───── Information supplied
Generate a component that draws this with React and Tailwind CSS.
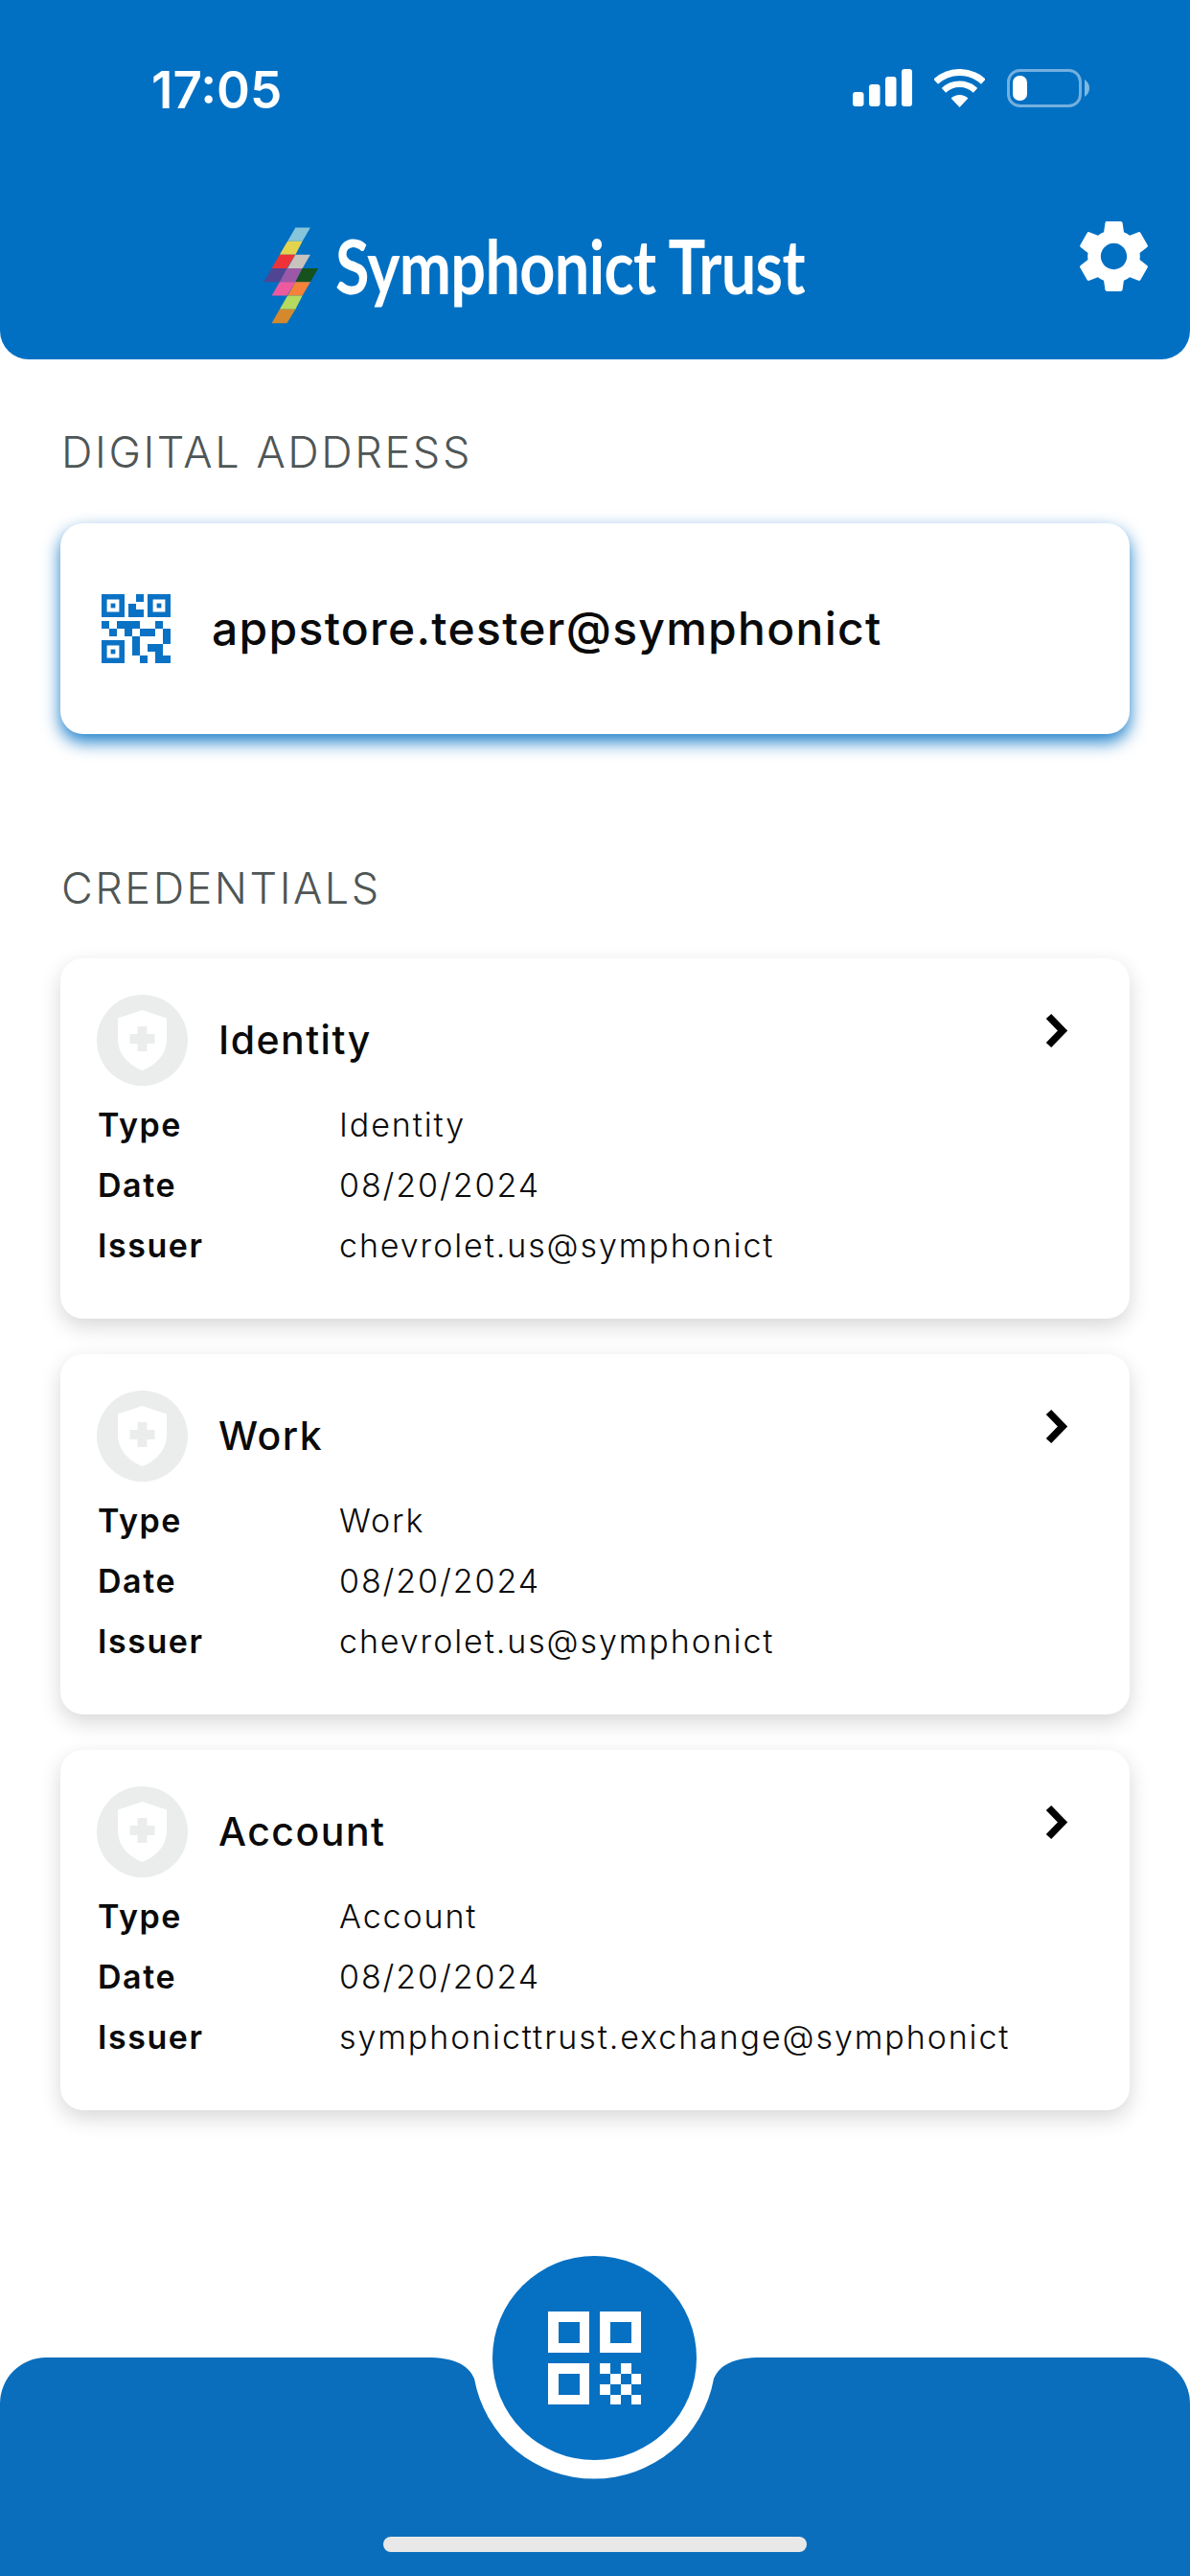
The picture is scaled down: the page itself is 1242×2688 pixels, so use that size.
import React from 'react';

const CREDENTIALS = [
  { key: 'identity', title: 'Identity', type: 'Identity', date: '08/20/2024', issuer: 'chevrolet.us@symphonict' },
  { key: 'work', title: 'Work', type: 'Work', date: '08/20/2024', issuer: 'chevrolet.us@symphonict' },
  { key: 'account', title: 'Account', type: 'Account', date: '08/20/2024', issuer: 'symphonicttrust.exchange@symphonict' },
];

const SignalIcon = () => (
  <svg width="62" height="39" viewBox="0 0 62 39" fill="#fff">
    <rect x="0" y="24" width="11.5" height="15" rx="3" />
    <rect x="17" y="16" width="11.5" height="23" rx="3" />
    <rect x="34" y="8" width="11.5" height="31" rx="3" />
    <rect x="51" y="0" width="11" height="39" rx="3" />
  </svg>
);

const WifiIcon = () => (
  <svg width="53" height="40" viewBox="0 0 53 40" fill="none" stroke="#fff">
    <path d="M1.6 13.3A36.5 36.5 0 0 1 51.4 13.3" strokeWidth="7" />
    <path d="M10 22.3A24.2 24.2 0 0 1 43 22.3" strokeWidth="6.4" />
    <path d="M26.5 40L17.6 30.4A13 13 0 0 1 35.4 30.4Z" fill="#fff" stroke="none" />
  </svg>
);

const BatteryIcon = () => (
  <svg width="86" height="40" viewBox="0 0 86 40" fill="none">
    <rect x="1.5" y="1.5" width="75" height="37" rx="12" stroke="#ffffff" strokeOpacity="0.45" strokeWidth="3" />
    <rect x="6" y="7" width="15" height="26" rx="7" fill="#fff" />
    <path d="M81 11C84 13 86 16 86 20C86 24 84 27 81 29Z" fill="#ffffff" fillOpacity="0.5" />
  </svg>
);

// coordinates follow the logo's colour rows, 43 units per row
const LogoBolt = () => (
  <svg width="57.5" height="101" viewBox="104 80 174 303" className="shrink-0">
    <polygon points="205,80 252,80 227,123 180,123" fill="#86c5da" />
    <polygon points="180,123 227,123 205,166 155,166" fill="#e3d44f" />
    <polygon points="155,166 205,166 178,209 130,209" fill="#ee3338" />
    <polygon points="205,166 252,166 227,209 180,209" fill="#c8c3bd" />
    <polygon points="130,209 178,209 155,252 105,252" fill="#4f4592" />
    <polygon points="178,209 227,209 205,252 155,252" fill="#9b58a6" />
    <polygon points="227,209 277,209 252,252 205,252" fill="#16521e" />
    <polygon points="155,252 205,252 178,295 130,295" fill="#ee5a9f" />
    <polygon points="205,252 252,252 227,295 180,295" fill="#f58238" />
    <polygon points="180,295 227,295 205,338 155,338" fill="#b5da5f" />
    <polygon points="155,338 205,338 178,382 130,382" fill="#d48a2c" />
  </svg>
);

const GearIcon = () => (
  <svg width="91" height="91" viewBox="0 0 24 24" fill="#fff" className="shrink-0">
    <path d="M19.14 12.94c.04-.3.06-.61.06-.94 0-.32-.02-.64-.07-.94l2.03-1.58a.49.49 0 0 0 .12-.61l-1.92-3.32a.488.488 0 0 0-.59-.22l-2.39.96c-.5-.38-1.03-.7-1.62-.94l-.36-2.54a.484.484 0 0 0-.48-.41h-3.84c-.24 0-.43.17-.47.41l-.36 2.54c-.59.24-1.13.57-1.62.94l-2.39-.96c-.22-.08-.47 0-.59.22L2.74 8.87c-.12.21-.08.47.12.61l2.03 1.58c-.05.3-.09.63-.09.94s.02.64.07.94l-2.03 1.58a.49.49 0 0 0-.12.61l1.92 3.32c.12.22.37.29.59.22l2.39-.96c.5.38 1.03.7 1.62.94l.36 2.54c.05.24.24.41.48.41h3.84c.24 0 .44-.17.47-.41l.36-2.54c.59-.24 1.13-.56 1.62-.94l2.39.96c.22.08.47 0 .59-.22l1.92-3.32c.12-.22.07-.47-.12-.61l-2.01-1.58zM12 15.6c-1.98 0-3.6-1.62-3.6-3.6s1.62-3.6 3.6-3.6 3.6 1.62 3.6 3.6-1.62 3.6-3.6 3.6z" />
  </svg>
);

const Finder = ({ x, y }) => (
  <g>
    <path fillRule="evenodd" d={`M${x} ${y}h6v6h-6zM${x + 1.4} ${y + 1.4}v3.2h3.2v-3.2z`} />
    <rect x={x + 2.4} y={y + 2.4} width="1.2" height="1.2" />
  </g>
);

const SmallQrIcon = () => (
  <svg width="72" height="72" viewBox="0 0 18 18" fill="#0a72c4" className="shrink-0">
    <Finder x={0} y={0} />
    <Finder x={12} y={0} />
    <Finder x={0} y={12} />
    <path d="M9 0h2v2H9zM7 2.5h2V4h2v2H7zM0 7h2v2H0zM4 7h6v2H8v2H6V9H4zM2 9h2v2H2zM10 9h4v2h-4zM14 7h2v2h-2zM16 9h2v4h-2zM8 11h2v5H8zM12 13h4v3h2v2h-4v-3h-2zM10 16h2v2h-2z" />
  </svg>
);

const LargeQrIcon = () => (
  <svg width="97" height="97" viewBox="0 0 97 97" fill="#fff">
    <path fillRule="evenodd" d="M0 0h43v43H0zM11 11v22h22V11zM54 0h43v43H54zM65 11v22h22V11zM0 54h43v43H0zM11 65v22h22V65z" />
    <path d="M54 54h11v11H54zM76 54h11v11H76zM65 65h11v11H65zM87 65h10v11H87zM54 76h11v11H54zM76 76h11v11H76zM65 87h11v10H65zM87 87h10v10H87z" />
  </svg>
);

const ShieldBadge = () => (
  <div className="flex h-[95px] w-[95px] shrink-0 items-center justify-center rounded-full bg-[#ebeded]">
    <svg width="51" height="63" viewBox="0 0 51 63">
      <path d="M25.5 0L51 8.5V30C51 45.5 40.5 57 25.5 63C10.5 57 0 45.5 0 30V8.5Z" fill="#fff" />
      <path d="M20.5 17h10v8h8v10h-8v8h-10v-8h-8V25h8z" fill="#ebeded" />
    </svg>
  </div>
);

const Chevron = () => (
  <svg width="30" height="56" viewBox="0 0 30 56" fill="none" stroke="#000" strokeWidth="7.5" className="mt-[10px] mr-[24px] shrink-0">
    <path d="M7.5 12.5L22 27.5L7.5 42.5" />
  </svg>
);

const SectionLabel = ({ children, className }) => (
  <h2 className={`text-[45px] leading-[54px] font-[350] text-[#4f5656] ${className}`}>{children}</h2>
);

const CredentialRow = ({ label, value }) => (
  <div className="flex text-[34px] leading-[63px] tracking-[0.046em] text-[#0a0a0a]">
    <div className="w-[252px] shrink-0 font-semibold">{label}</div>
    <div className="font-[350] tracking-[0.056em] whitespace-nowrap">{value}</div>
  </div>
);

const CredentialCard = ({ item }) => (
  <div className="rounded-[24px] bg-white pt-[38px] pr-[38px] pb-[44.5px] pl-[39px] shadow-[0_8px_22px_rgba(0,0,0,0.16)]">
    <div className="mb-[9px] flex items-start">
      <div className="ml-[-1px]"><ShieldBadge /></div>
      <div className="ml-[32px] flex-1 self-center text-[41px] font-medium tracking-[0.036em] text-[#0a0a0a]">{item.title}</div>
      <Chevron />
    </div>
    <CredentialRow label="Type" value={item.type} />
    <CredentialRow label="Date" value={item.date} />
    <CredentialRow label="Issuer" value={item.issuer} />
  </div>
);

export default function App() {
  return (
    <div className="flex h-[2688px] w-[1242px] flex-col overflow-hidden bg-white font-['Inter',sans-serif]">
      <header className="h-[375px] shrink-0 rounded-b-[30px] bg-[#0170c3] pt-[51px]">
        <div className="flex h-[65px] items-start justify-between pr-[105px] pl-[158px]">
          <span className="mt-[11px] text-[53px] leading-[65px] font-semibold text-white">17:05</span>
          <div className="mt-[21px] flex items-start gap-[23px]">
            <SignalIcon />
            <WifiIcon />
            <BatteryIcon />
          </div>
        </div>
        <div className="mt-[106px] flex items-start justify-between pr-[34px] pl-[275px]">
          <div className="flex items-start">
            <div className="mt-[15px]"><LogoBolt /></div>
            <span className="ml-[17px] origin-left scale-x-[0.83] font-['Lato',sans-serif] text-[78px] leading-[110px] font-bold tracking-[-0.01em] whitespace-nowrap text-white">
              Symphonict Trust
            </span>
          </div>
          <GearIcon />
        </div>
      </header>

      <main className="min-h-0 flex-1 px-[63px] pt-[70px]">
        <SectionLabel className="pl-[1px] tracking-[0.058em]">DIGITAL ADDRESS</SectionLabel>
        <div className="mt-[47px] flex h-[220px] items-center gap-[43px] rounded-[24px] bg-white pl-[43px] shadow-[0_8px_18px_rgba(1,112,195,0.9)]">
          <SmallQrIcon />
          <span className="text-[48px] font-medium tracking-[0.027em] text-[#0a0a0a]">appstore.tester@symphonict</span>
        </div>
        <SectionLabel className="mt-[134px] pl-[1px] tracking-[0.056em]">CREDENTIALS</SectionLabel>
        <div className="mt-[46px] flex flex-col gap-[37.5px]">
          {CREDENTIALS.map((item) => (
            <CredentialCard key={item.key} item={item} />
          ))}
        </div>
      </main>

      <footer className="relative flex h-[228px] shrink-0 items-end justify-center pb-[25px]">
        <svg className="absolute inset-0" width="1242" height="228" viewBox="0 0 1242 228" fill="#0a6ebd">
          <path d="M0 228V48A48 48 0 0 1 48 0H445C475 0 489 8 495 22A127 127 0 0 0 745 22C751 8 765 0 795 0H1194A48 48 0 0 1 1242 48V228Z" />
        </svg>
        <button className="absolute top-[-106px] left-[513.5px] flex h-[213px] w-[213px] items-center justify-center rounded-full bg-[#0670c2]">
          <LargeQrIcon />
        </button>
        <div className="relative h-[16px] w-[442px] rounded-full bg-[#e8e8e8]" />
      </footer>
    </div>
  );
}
──────────
◆ **Written task**
With the pictures left out, restate word for word every line of the data above, from the first down to the line that contains "import React from 'react';".

◆ **Exercise solution**
Generate a component that draws this with React and Tailwind CSS.
The picture is scaled down: the page itself is 1242×2688 pixels, so use that size.
import React from 'react';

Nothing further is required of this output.